Controversy, Part 2: Am I Straight or Gay?

Note: This is the second of three posts on “Controversy”: a song that presents so much to unpack, I’ve opted to split my analysis into parts. You can–and should–read the first part here.

Am I straight or gay?

In the same 1981 Rolling Stone interview where Prince intentionally muddied the waters of his racial background, he made another thing uncharacteristically clear. “Appearances to the contrary,” reported journalist Bill Adler, “he says he’s not gay, and he has a standard rebuff for overenthusiastic male fans: ‘I’m not about that; we can be friends, but that’s as far as it goes. My sexual preferences really aren’t any of their business.’ A Penthouse ‘Pet of the Month’ centerfold laid out on a nearby table silently underscores his point” (Adler 1981).

The artist was similarly adamant in a Los Angeles Times interview the following year, when he took the opportunity to address three rumors that were apparently needling him: “One, my real name is Prince. It’s not something I made up. My dad’s stage name was Prince Rogers and he gave that to me: Prince Rogers Nelson… Two, I’m not gay. And three, I’m not Jamie Starr” (Hilburn 1982). Of course, as we now know, Prince was Jamie Starr, the fictitious recluse credited with engineering Dirty Mind and, later, with producing the early albums by protégé acts the Time and Vanity 6. But he appeared to have been telling the truth about his sexuality: despite his surface ambiguities, by all credible accounts Prince was unequivocally and enthusiastically straight.

These surface ambiguities, however, are worth examining; because, while Prince was less coy about his sexuality than he was about his ethnicity, he was in many ways equally strategic.

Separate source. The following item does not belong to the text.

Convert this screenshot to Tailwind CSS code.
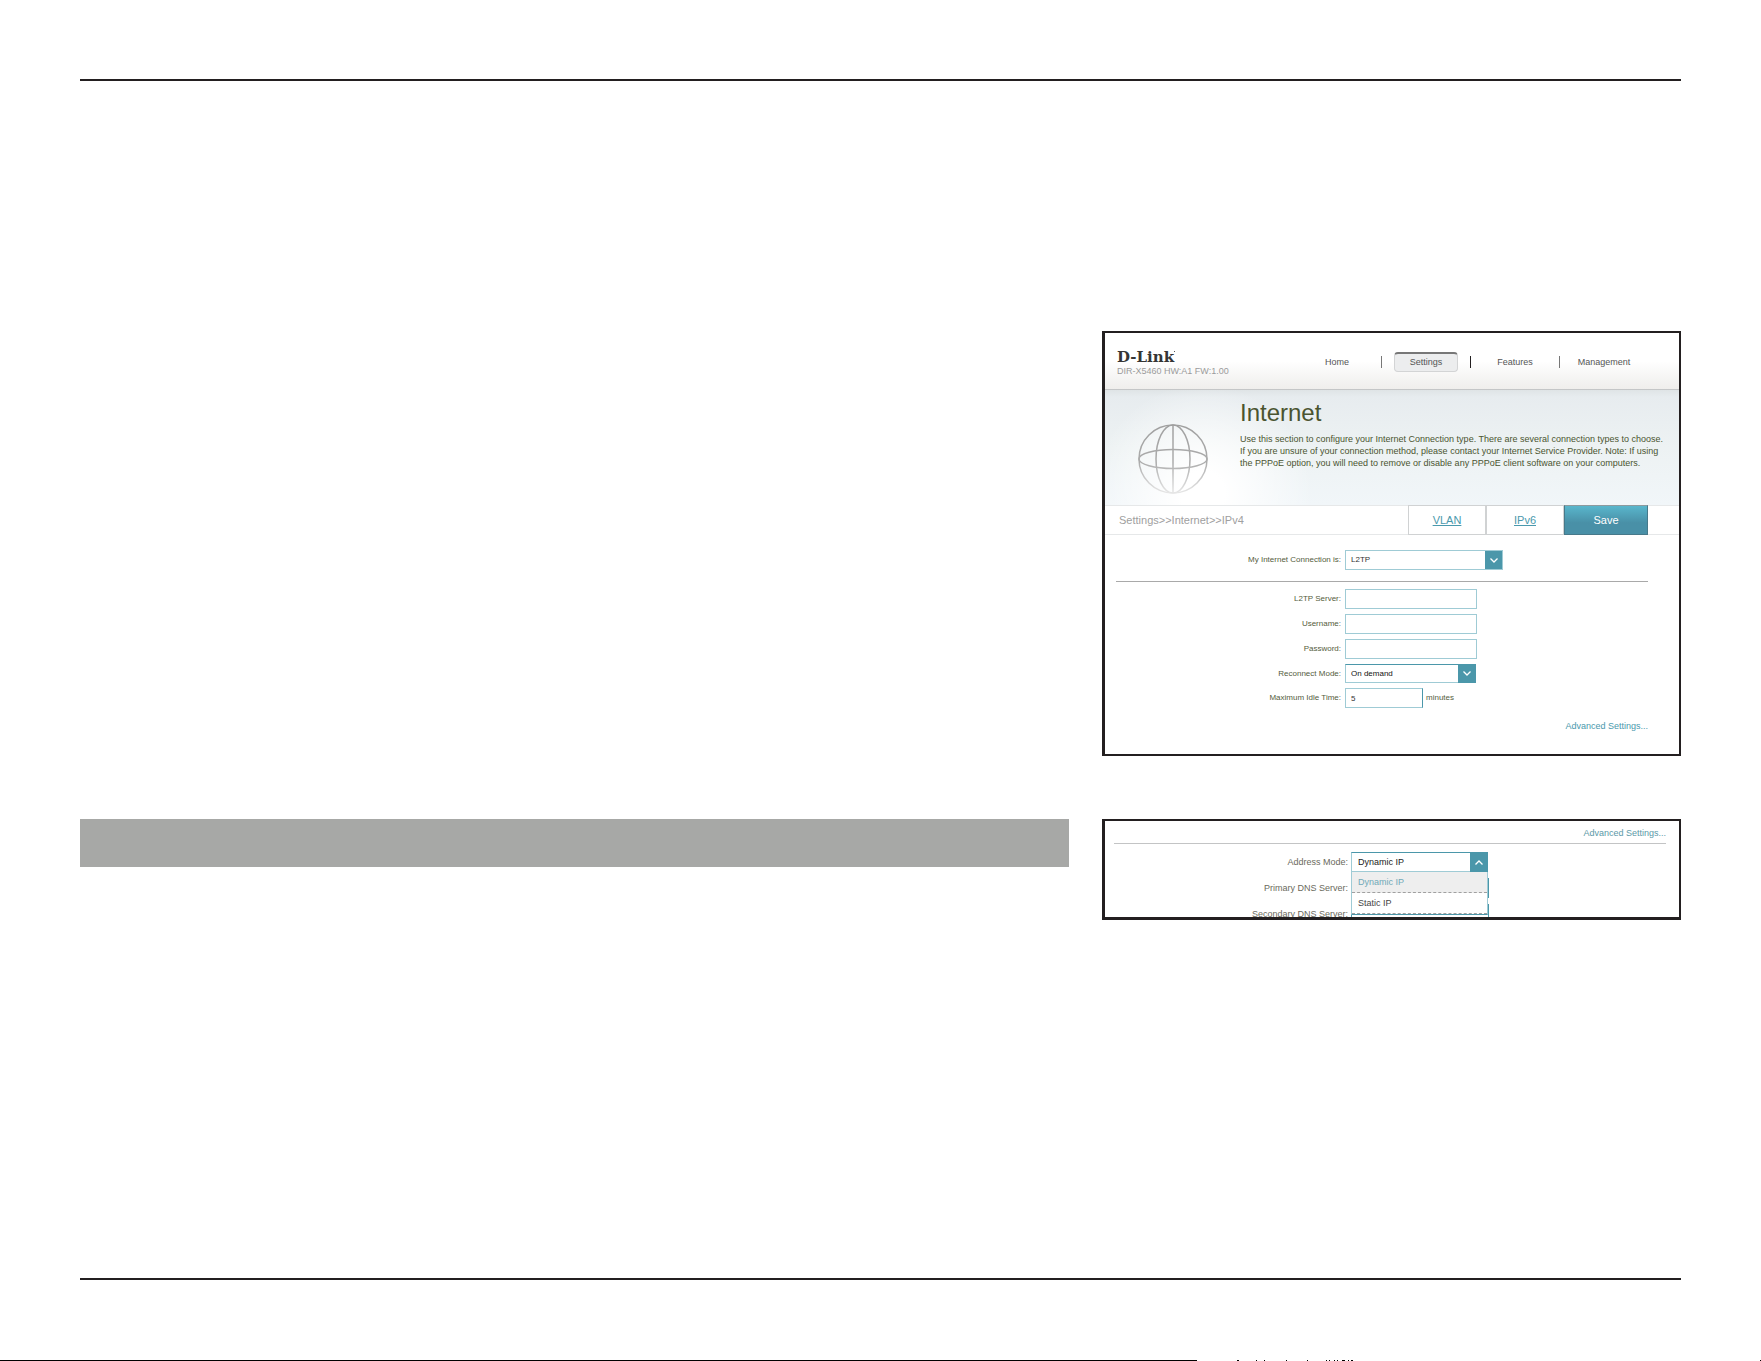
<!DOCTYPE html>
<html lang="en">
<head>
    <meta charset="UTF-8">
    <meta name="viewport" content="width=device-width, initial-scale=1.0">
    <title>D-Link DIR-X5460 - Internet (L2TP)</title>
    <script src="https://cdn.jsdelivr.net/npm/@tailwindcss/browser@4"></script>
</head>
<body class="min-h-screen flex flex-col bg-white font-['Liberation_Sans',Arial,sans-serif]">

    <div class="flex-1 flex flex-col px-20 pt-[79px] pb-20">
        <main class="flex-1 border-y-2 border-[#231f20] pt-[250px]">
            <div class="grid grid-cols-[989fr_579fr] gap-x-[33px] gap-y-[63px]">

                <!-- Router page: Internet / IPv4 -->
                <section class="col-start-2 border-2 border-l-3 border-[#231f20] bg-white">
                    <header class="h-[57px] flex items-center pl-3 pr-[31px] pt-px bg-linear-to-b from-white from-50% to-[#efeeec] border-b border-[#c4c6c7]">
                        <div class="pt-0.5">
                            <div class="relative w-fit font-['DejaVu_Serif',serif] font-bold text-[15px] leading-4 text-[#353535]">D-Link<span class="absolute left-full top-0.5 w-px h-px bg-[#555]"></span></div>
                            <p class="text-[9px] leading-3 text-[#9b9b9b]">DIR-X5460 HW:A1 FW:1.00</p>
                        </div>
                        <nav class="ml-auto flex items-center text-[9px] leading-3 text-[#555]">
                            <a href="#" class="w-[88px] text-center">Home</a>
                            <span class="w-px h-3 bg-[#777]"></span>
                            <a href="#" class="mx-3 w-16 h-5 flex items-center justify-center rounded-sm border border-[#d3d4d5] border-t-2 border-t-[#777] bg-[#ecedee]">Settings</a>
                            <span class="w-px h-3 bg-[#231f20]"></span>
                            <a href="#" class="w-[88px] text-center">Features</a>
                            <span class="w-px h-3 bg-[#777]"></span>
                            <a href="#" class="w-[88px] text-center">Management</a>
                        </nav>
                    </header>

                    <div class="h-[115px] flex bg-[radial-gradient(ellipse_110px_110px_at_17%_90%,#ffffff_20%,transparent),linear-gradient(#dfe4e6,#e7ecef_6%,#edf2f3_50%,#f1f6f9)]">
                        <svg class="ml-[33px] mt-[34px] size-[70px] shrink-0" viewBox="0 0 70 70" fill="none" stroke="url(#fade)" stroke-width="1.5">
                            <defs>
                                <linearGradient id="fade" gradientUnits="userSpaceOnUse" x1="0" y1="0" x2="0" y2="70">
                                    <stop offset="0" stop-color="#a0a0a0"/>
                                    <stop offset=".55" stop-color="#acacac"/>
                                    <stop offset="1" stop-color="#e8e8e8"/>
                                </linearGradient>
                            </defs>
                            <circle cx="35" cy="35" r="34"/>
                            <ellipse cx="35" cy="35" rx="17" ry="34"/>
                            <ellipse cx="35" cy="35" rx="34" ry="9.5"/>
                            <path d="M35 1L35.01 69"/>
                        </svg>
                        <div class="ml-8 pt-2 text-[#4a5430]">
                            <h1 class="text-2xl leading-[30px]">Internet</h1>
                            <p class="mt-[5px] text-[9px] leading-3 whitespace-nowrap">Use this section to configure your Internet Connection type. There are several connection types to choose.<br>If you are unsure of your connection method, please contact your Internet Service Provider. Note: If using<br>the PPPoE option, you will need to remove or disable any PPPoE client software on your computers.</p>
                        </div>
                    </div>

                    <div class="h-[30px] flex items-stretch pr-[31px] border-y border-[#e6e8e9] text-[11px]">
                        <p class="flex-1 self-center pl-[14px] text-[#a0a0a0]">Settings&gt;&gt;Internet&gt;&gt;IPv4</p>
                        <a href="#" class="-my-px w-[78px] flex items-center justify-center border border-[#d0d2d3] text-[#4a99ad] underline">VLAN</a>
                        <a href="#" class="-my-px w-[78px] flex items-center justify-center border border-[#d0d2d3] text-[#4a99ad] underline">IPv6</a>
                        <button type="button" class="-my-px w-[84px] border border-[#47798a] border-t-[#8d9a9e] bg-linear-to-b from-[#59b6cc] to-[#4990a7] to-60% text-white">Save</button>
                    </div>

                    <form class="ml-[11px] mr-[31px] text-[8px] leading-3 text-[#545c3c]">
                        <div class="grid grid-cols-[225fr_303fr] gap-x-1 items-center pt-[15px] pb-[11px] border-b border-[#a9a9a9]">
                            <label for="connection" class="text-right">My Internet Connection is:</label>
                            <div class="relative w-[158px]">
                                <select id="connection" class="block w-full h-5 pl-[5px] appearance-none border border-[#9fcbd5] bg-white text-[#333]">
                                    <option>L2TP</option>
                                </select>
                                <span class="absolute inset-y-px right-px w-[17px] flex items-center justify-center bg-[#4b97aa] pointer-events-none">
                                    <svg class="w-2 h-[5px]" viewBox="0 0 8 5" fill="none" stroke="#fff" stroke-width="1.3"><path d="M.5.5L4 4 7.500.5"/></svg>
                                </span>
                            </div>
                        </div>

                        <div class="grid grid-cols-[225fr_303fr] gap-x-1 gap-y-[5px] items-center pt-[7px]">
                            <label for="server" class="text-right">L2TP Server:</label>
                            <input id="server" type="text" class="w-[132px] h-5 px-[5px] border border-[#9fcbd5]">
                            <label for="username" class="text-right">Username:</label>
                            <input id="username" type="text" class="w-[132px] h-5 px-[5px] border border-[#9fcbd5]">
                            <label for="password" class="text-right">Password:</label>
                            <input id="password" type="password" class="w-[132px] h-5 px-[5px] border border-[#9fcbd5]">
                            <label for="reconnect" class="text-right">Reconnect Mode:</label>
                            <div class="relative w-[131px]">
                                <select id="reconnect" class="block w-full h-[19px] pl-[5px] appearance-none border border-[#9fcbd5] border-t-[#4b97aa] bg-white text-[#111]">
                                    <option>On demand</option>
                                </select>
                                <span class="absolute inset-y-0 right-0 w-[18px] flex items-center justify-center bg-[#4b97aa] pointer-events-none">
                                    <svg class="w-2 h-[5px]" viewBox="0 0 8 5" fill="none" stroke="#fff" stroke-width="1.3"><path d="M.5.5L4 4 7.500.5"/></svg>
                                </span>
                            </div>
                            <label for="idle" class="text-right">Maximum Idle Time:</label>
                            <div class="flex items-center gap-[3px]">
                                <input id="idle" type="text" value="5" class="w-[78px] h-5 px-[5px] border border-[#9fcbd5] border-r-[#4b97aa] text-[#333]">
                                <span>minutes</span>
                            </div>
                        </div>

                        <p class="pt-3 pb-[22px] text-right text-[9px] leading-3"><a href="#" class="text-[#4a99ad]">Advanced Settings...</a></p>
                    </form>
                </section>

                <!-- Heading bar beside the advanced settings -->
                <div class="h-12 bg-[#a7a8a6]"></div>

                <!-- Advanced settings, cut off below the open drop-down -->
                <section class="h-[101px] overflow-hidden border-2 border-b-3 border-l-3 border-[#231f20] bg-white">
                    <form class="ml-[9px] mr-[13px] text-[9px] leading-3 text-[#6a6a5c]">
                        <p class="pt-1.5 pb-1 text-right border-b border-[#c3c4c5]"><a href="#" class="text-[#5b99a8]">Advanced Settings...</a></p>
                        <div class="grid grid-cols-[234fr_315fr] gap-x-[3px] gap-y-1.5 items-center pt-2">
                            <label for="address" class="text-right">Address Mode:</label>
                            <div class="relative z-10 w-[137px]">
                                <select id="address" class="block w-full h-5 pl-1.5 appearance-none border border-[#9fcbd5] border-t-[#4b97aa] bg-white text-[#222]">
                                    <option>Dynamic IP</option>
                                    <option>Static IP</option>
                                </select>
                                <span class="absolute inset-y-0 right-0 w-[18px] flex items-center justify-center bg-[#4b97aa] pointer-events-none">
                                    <svg class="w-2 h-[5px]" viewBox="0 0 8 5" fill="none" stroke="#fff" stroke-width="1.3"><path d="M.5 4.500L4 1l3.500 3.500"/></svg>
                                </span>
                                <ul class="absolute top-full inset-x-0 border-x border-[#9fcbd5] border-b border-b-[#4b97aa] bg-white text-[#444]">
                                    <li class="h-[21px] pl-1.5 leading-5 bg-[#eeeeee] border-b border-dashed border-[#a0a0a0] text-[#71a9b8]">Dynamic IP</li>
                                    <li class="h-[21px] pl-1.5 leading-5 border-b border-dashed border-[#a0a0a0]">Static IP</li>
                                </ul>
                            </div>
                            <label for="dns1" class="text-right">Primary DNS Server:</label>
                            <input id="dns1" type="text" class="w-[138px] h-5 border border-[#4b97aa]">
                            <label for="dns2" class="text-right">Secondary DNS Server:</label>
                            <input id="dns2" type="text" class="w-[138px] h-5 border border-[#4b97aa]">
                        </div>
                    </form>
                </section>
            </div>
        </main>
    </div>

    <!-- Top edge of the next page -->
    <div class="flex h-px">
        <div class="w-[68%] bg-black"></div>
        <svg class="ml-10 w-[120px] h-px" viewBox="0 0 120 1" shape-rendering="crispEdges">
            <path d="M0 0h2v1h-2zM19 0h1v1h-1zM27 0h1v1h-1zM49 0h1v1h-1zM70 0h1v1h-1zM89 0h1v1h-1zM92 0h1v1h-1zM97 0h1v1h-1zM100 0h1v1h-1zM105 0h3v1h-3zM111 0h1v1h-1zM114 0h2v1h-2z"/>
        </svg>
        <div class="ml-auto w-px bg-black"></div>
    </div>

</body>
</html>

We’ve already mentioned the famous story told by guitarist Dez Dickerson in which Prince announced to his band that he would use his onstage persona to “portray pure sex” (Dickerson 62). What he understood better than most heterosexual performers was that in order to create this kind of fantasy, he would need to court the attentions of not only straight women, but also gay men and others.